◆ What is needed ◆
Reproduce each line of the material exactly, minus any picture.

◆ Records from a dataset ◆
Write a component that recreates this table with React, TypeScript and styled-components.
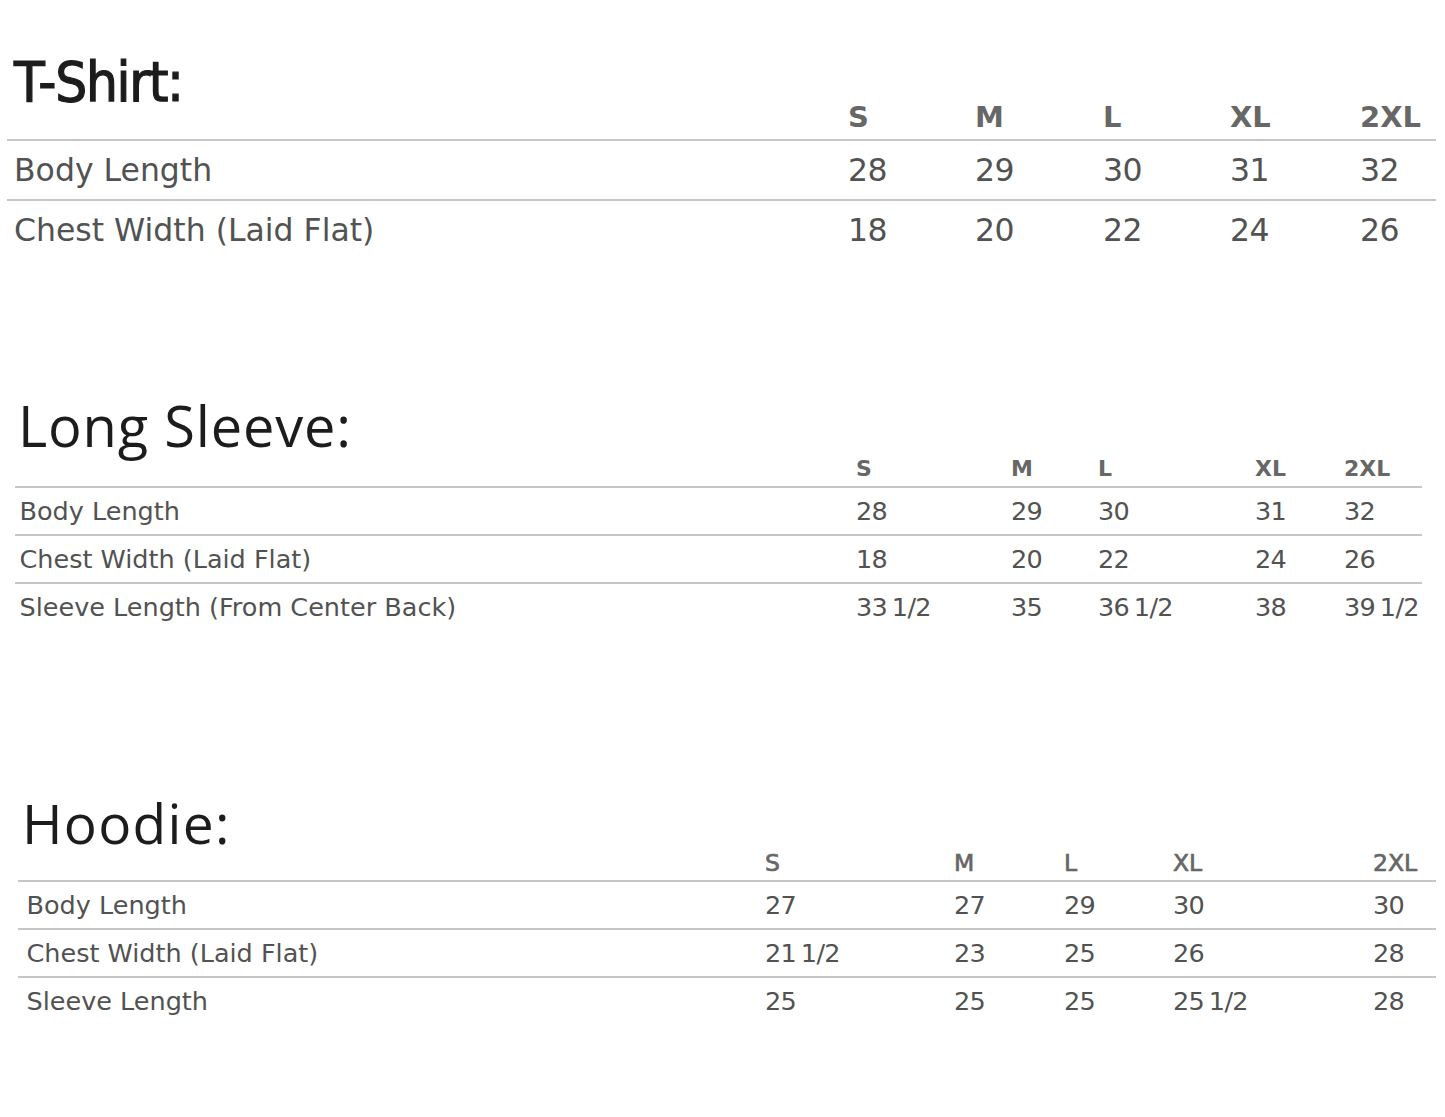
import React from "react";
import styled, { createGlobalStyle } from "styled-components";

type Chart = {
  title: string;
  titleFont: string;
  titleSize: number;
  titleSpacing: number;
  titleStroke: number;
  titleTop: number;
  titleLeft: number;
  titleLine: number;
  tableLeft: number;
  tableWidth: number;
  labelPad: number;
  columns: string;
  headSize: number;
  headWeight: number;
  headLine: number;
  headPad: number;
  headGap: number;
  rowSize: number;
  rowLine: number;
  sizes: string[];
  rows: { label: string; values: string[] }[];
};

const charts: Chart[] = [
  {
    title: "T-Shirt:",
    titleFont: `"DejaVu Sans Condensed", "DejaVu Sans", sans-serif`,
    titleSize: 56,
    titleSpacing: -1.3,
    titleStroke: 1.2,
    titleTop: 57,
    titleLeft: 14,
    titleLine: 49,
    tableLeft: 7,
    tableWidth: 1429,
    labelPad: 7,
    columns: "841px 127px 128px 127px 130px 1fr",
    headSize: 29,
    headWeight: 700,
    headLine: 22,
    headPad: 11,
    headGap: 0,
    rowSize: 31.5,
    rowLine: 58,
    sizes: ["S", "M", "L", "XL", "2XL"],
    rows: [
      { label: "Body Length", values: ["28", "29", "30", "31", "32"] },
      { label: "Chest Width (Laid Flat)", values: ["18", "20", "22", "24", "26"] },
    ],
  },
  {
    title: "Long Sleeve:",
    titleFont: `"Open Sans", sans-serif`,
    titleSize: 56,
    titleSpacing: 0.8,
    titleStroke: 0,
    titleTop: 138,
    titleLeft: 18,
    titleLine: 56,
    tableLeft: 15,
    tableWidth: 1407,
    labelPad: 4.5,
    columns: "841px 155px 87px 157px 89px 1fr",
    headSize: 22,
    headWeight: 700,
    headLine: 22,
    headPad: 6,
    headGap: 5.4,
    rowSize: 25.5,
    rowLine: 46,
    sizes: ["S", "M", "L", "XL", "2XL"],
    rows: [
      { label: "Body Length", values: ["28", "29", "30", "31", "32"] },
      { label: "Chest Width (Laid Flat)", values: ["18", "20", "22", "24", "26"] },
      {
        label: "Sleeve Length (From Center Back)",
        values: ["33 1/2", "35", "36 1/2", "38", "39 1/2"],
      },
    ],
  },
  {
    title: "Hoodie:",
    titleFont: `"Open Sans", sans-serif`,
    titleSize: 55,
    titleSpacing: 1.3,
    titleStroke: 0,
    titleTop: 165,
    titleLeft: 22,
    titleLine: 55,
    tableLeft: 18,
    tableWidth: 1418,
    labelPad: 8.5,
    columns: "747px 189px 110px 109px 200px 1fr",
    headSize: 23.5,
    headWeight: 400,
    headLine: 23,
    headPad: 5.5,
    headGap: 1.6,
    rowSize: 25.5,
    rowLine: 46,
    sizes: ["S", "M", "L", "XL", "2XL"],
    rows: [
      { label: "Body Length", values: ["27", "27", "29", "30", "30"] },
      { label: "Chest Width (Laid Flat)", values: ["21 1/2", "23", "25", "26", "28"] },
      { label: "Sleeve Length", values: ["25", "25", "25", "25 1/2", "28"] },
    ],
  },
];

const App: React.FC = () => (
  <>
    <GlobalStyle />
    <Page>
      {charts.map((c) => (
        <Section key={c.title} $top={c.titleTop}>
          <Title
            $font={c.titleFont}
            $size={c.titleSize}
            $spacing={c.titleSpacing}
            $stroke={c.titleStroke}
            $left={c.titleLeft}
            $line={c.titleLine}
          >
            {c.title}
          </Title>
          <Table $left={c.tableLeft} $width={c.tableWidth} $gap={c.headGap}>
            <HeadRow $columns={c.columns} $pad={c.headPad}>
              <HeadCell $size={c.headSize} $weight={c.headWeight} $line={c.headLine} />
              {c.sizes.map((s) => (
                <HeadCell key={s} $size={c.headSize} $weight={c.headWeight} $line={c.headLine}>
                  {s}
                </HeadCell>
              ))}
            </HeadRow>
            {c.rows.map((r) => (
              <Row key={r.label} $columns={c.columns}>
                <Label $pad={c.labelPad} $size={c.rowSize} $line={c.rowLine}>
                  {r.label}
                </Label>
                {r.values.map((v, i) => (
                  <Value key={i} $size={c.rowSize} $line={c.rowLine}>
                    {v}
                  </Value>
                ))}
              </Row>
            ))}
          </Table>
        </Section>
      ))}
    </Page>
  </>
);

export default App;

const GlobalStyle = createGlobalStyle`
  html, body {
    margin: 0;
    padding: 0;
    background: #ffffff;
  }
  body {
    font-family: "DejaVu Sans", sans-serif;
  }
`;

const Page = styled.main`
  width: 1445px;
  min-height: 1117px;
  display: flex;
  flex-direction: column;
  overflow: hidden;
`;

const Section = styled.section<{ $top: number }>`
  display: flex;
  flex-direction: column;
  margin-top: ${(p) => p.$top}px;
`;

const Title = styled.h1<{
  $font: string;
  $size: number;
  $spacing: number;
  $stroke: number;
  $left: number;
  $line: number;
}>`
  margin: 0 0 0 ${(p) => p.$left}px;
  font-family: ${(p) => p.$font};
  font-size: ${(p) => p.$size}px;
  line-height: ${(p) => p.$line}px;
  letter-spacing: ${(p) => p.$spacing}px;
  font-weight: 400;
  color: #1c1c1c;
  -webkit-text-stroke: ${(p) => p.$stroke}px #1c1c1c;
`;

const Table = styled.div<{ $left: number; $width: number; $gap: number }>`
  margin-left: ${(p) => p.$left}px;
  margin-top: ${(p) => p.$gap}px;
  width: ${(p) => p.$width}px;
  display: flex;
  flex-direction: column;
`;

const Row = styled.div<{ $columns: string }>`
  display: grid;
  grid-template-columns: ${(p) => p.$columns};
  border-bottom: 2px solid #c6c6c6;

  &:last-child {
    border-bottom: none;
  }
`;

const HeadRow = styled(Row)<{ $pad: number }>`
  padding-bottom: ${(p) => p.$pad}px;
`;

const HeadCell = styled.div<{ $size: number; $weight: number; $line: number }>`
  font-family: "DejaVu Sans", sans-serif;
  font-size: ${(p) => p.$size}px;
  font-weight: ${(p) => p.$weight};
  line-height: ${(p) => p.$line}px;
  color: #676767;
  -webkit-text-stroke: ${(p) => (p.$weight < 700 ? "0.7px #676767" : "0")};
`;

const Value = styled.div<{ $size: number; $line: number }>`
  font-family: "DejaVu Sans", sans-serif;
  font-size: ${(p) => p.$size}px;
  line-height: ${(p) => p.$line}px;
  color: #525252;
  white-space: nowrap;
  letter-spacing: -0.6px;
  word-spacing: -3px;
`;

const Label = styled(Value)<{ $pad: number }>`
  padding-left: ${(p) => p.$pad}px;
  letter-spacing: 0;
  word-spacing: 0;
`;
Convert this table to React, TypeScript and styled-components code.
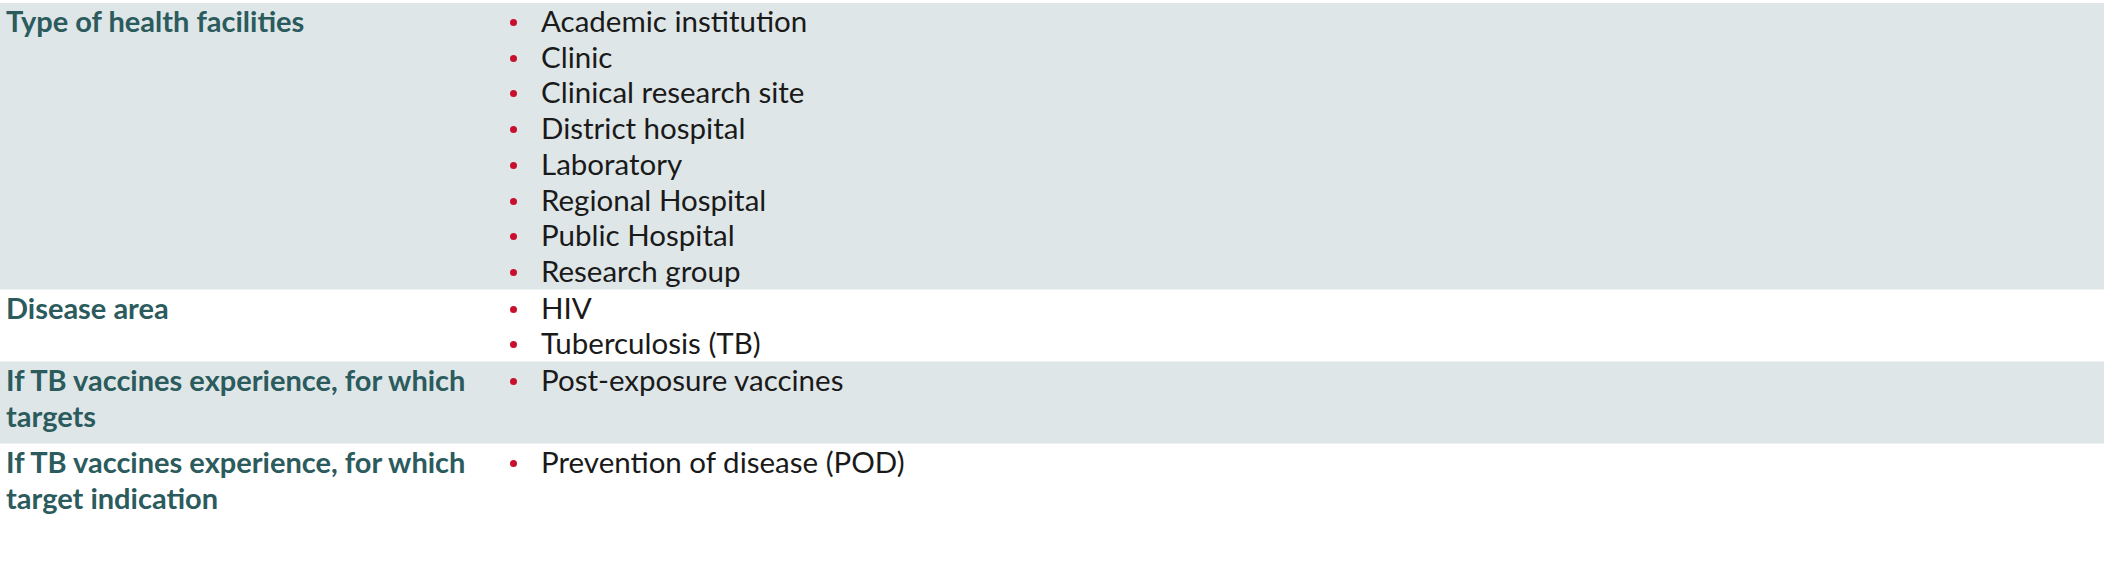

◆ The answer ◆
Write a component that recreates this table with React, TypeScript and styled-components.
import React from "react";
import styled, { createGlobalStyle } from "styled-components";

type Chart = {
  title: string;
  titleFont: string;
  titleSize: number;
  titleSpacing: number;
  titleStroke: number;
  titleTop: number;
  titleLeft: number;
  titleLine: number;
  tableLeft: number;
  tableWidth: number;
  labelPad: number;
  columns: string;
  headSize: number;
  headWeight: number;
  headLine: number;
  headPad: number;
  headGap: number;
  rowSize: number;
  rowLine: number;
  sizes: string[];
  rows: { label: string; values: string[] }[];
};

const charts: Chart[] = [
  {
    title: "T-Shirt:",
    titleFont: `"DejaVu Sans Condensed", "DejaVu Sans", sans-serif`,
    titleSize: 56,
    titleSpacing: -1.3,
    titleStroke: 1.2,
    titleTop: 57,
    titleLeft: 14,
    titleLine: 49,
    tableLeft: 7,
    tableWidth: 1429,
    labelPad: 7,
    columns: "841px 127px 128px 127px 130px 1fr",
    headSize: 29,
    headWeight: 700,
    headLine: 22,
    headPad: 11,
    headGap: 0,
    rowSize: 31.5,
    rowLine: 58,
    sizes: ["S", "M", "L", "XL", "2XL"],
    rows: [
      { label: "Body Length", values: ["28", "29", "30", "31", "32"] },
      { label: "Chest Width (Laid Flat)", values: ["18", "20", "22", "24", "26"] },
    ],
  },
  {
    title: "Long Sleeve:",
    titleFont: `"Open Sans", sans-serif`,
    titleSize: 56,
    titleSpacing: 0.8,
    titleStroke: 0,
    titleTop: 138,
    titleLeft: 18,
    titleLine: 56,
    tableLeft: 15,
    tableWidth: 1407,
    labelPad: 4.5,
    columns: "841px 155px 87px 157px 89px 1fr",
    headSize: 22,
    headWeight: 700,
    headLine: 22,
    headPad: 6,
    headGap: 5.4,
    rowSize: 25.5,
    rowLine: 46,
    sizes: ["S", "M", "L", "XL", "2XL"],
    rows: [
      { label: "Body Length", values: ["28", "29", "30", "31", "32"] },
      { label: "Chest Width (Laid Flat)", values: ["18", "20", "22", "24", "26"] },
      {
        label: "Sleeve Length (From Center Back)",
        values: ["33 1/2", "35", "36 1/2", "38", "39 1/2"],
      },
    ],
  },
  {
    title: "Hoodie:",
    titleFont: `"Open Sans", sans-serif`,
    titleSize: 55,
    titleSpacing: 1.3,
    titleStroke: 0,
    titleTop: 165,
    titleLeft: 22,
    titleLine: 55,
    tableLeft: 18,
    tableWidth: 1418,
    labelPad: 8.5,
    columns: "747px 189px 110px 109px 200px 1fr",
    headSize: 23.5,
    headWeight: 400,
    headLine: 23,
    headPad: 5.5,
    headGap: 1.6,
    rowSize: 25.5,
    rowLine: 46,
    sizes: ["S", "M", "L", "XL", "2XL"],
    rows: [
      { label: "Body Length", values: ["27", "27", "29", "30", "30"] },
      { label: "Chest Width (Laid Flat)", values: ["21 1/2", "23", "25", "26", "28"] },
      { label: "Sleeve Length", values: ["25", "25", "25", "25 1/2", "28"] },
    ],
  },
];

const App: React.FC = () => (
  <>
    <GlobalStyle />
    <Page>
      {charts.map((c) => (
        <Section key={c.title} $top={c.titleTop}>
          <Title
            $font={c.titleFont}
            $size={c.titleSize}
            $spacing={c.titleSpacing}
            $stroke={c.titleStroke}
            $left={c.titleLeft}
            $line={c.titleLine}
          >
            {c.title}
          </Title>
          <Table $left={c.tableLeft} $width={c.tableWidth} $gap={c.headGap}>
            <HeadRow $columns={c.columns} $pad={c.headPad}>
              <HeadCell $size={c.headSize} $weight={c.headWeight} $line={c.headLine} />
              {c.sizes.map((s) => (
                <HeadCell key={s} $size={c.headSize} $weight={c.headWeight} $line={c.headLine}>
                  {s}
                </HeadCell>
              ))}
            </HeadRow>
            {c.rows.map((r) => (
              <Row key={r.label} $columns={c.columns}>
                <Label $pad={c.labelPad} $size={c.rowSize} $line={c.rowLine}>
                  {r.label}
                </Label>
                {r.values.map((v, i) => (
                  <Value key={i} $size={c.rowSize} $line={c.rowLine}>
                    {v}
                  </Value>
                ))}
              </Row>
            ))}
          </Table>
        </Section>
      ))}
    </Page>
  </>
);

export default App;

const GlobalStyle = createGlobalStyle`
  html, body {
    margin: 0;
    padding: 0;
    background: #ffffff;
  }
  body {
    font-family: "DejaVu Sans", sans-serif;
  }
`;

const Page = styled.main`
  width: 1445px;
  min-height: 1117px;
  display: flex;
  flex-direction: column;
  overflow: hidden;
`;

const Section = styled.section<{ $top: number }>`
  display: flex;
  flex-direction: column;
  margin-top: ${(p) => p.$top}px;
`;

const Title = styled.h1<{
  $font: string;
  $size: number;
  $spacing: number;
  $stroke: number;
  $left: number;
  $line: number;
}>`
  margin: 0 0 0 ${(p) => p.$left}px;
  font-family: ${(p) => p.$font};
  font-size: ${(p) => p.$size}px;
  line-height: ${(p) => p.$line}px;
  letter-spacing: ${(p) => p.$spacing}px;
  font-weight: 400;
  color: #1c1c1c;
  -webkit-text-stroke: ${(p) => p.$stroke}px #1c1c1c;
`;

const Table = styled.div<{ $left: number; $width: number; $gap: number }>`
  margin-left: ${(p) => p.$left}px;
  margin-top: ${(p) => p.$gap}px;
  width: ${(p) => p.$width}px;
  display: flex;
  flex-direction: column;
`;

const Row = styled.div<{ $columns: string }>`
  display: grid;
  grid-template-columns: ${(p) => p.$columns};
  border-bottom: 2px solid #c6c6c6;

  &:last-child {
    border-bottom: none;
  }
`;

const HeadRow = styled(Row)<{ $pad: number }>`
  padding-bottom: ${(p) => p.$pad}px;
`;

const HeadCell = styled.div<{ $size: number; $weight: number; $line: number }>`
  font-family: "DejaVu Sans", sans-serif;
  font-size: ${(p) => p.$size}px;
  font-weight: ${(p) => p.$weight};
  line-height: ${(p) => p.$line}px;
  color: #676767;
  -webkit-text-stroke: ${(p) => (p.$weight < 700 ? "0.7px #676767" : "0")};
`;

const Value = styled.div<{ $size: number; $line: number }>`
  font-family: "DejaVu Sans", sans-serif;
  font-size: ${(p) => p.$size}px;
  line-height: ${(p) => p.$line}px;
  color: #525252;
  white-space: nowrap;
  letter-spacing: -0.6px;
  word-spacing: -3px;
`;

const Label = styled(Value)<{ $pad: number }>`
  padding-left: ${(p) => p.$pad}px;
  letter-spacing: 0;
  word-spacing: 0;
`;
Convert this table to React, TypeScript and styled-components code.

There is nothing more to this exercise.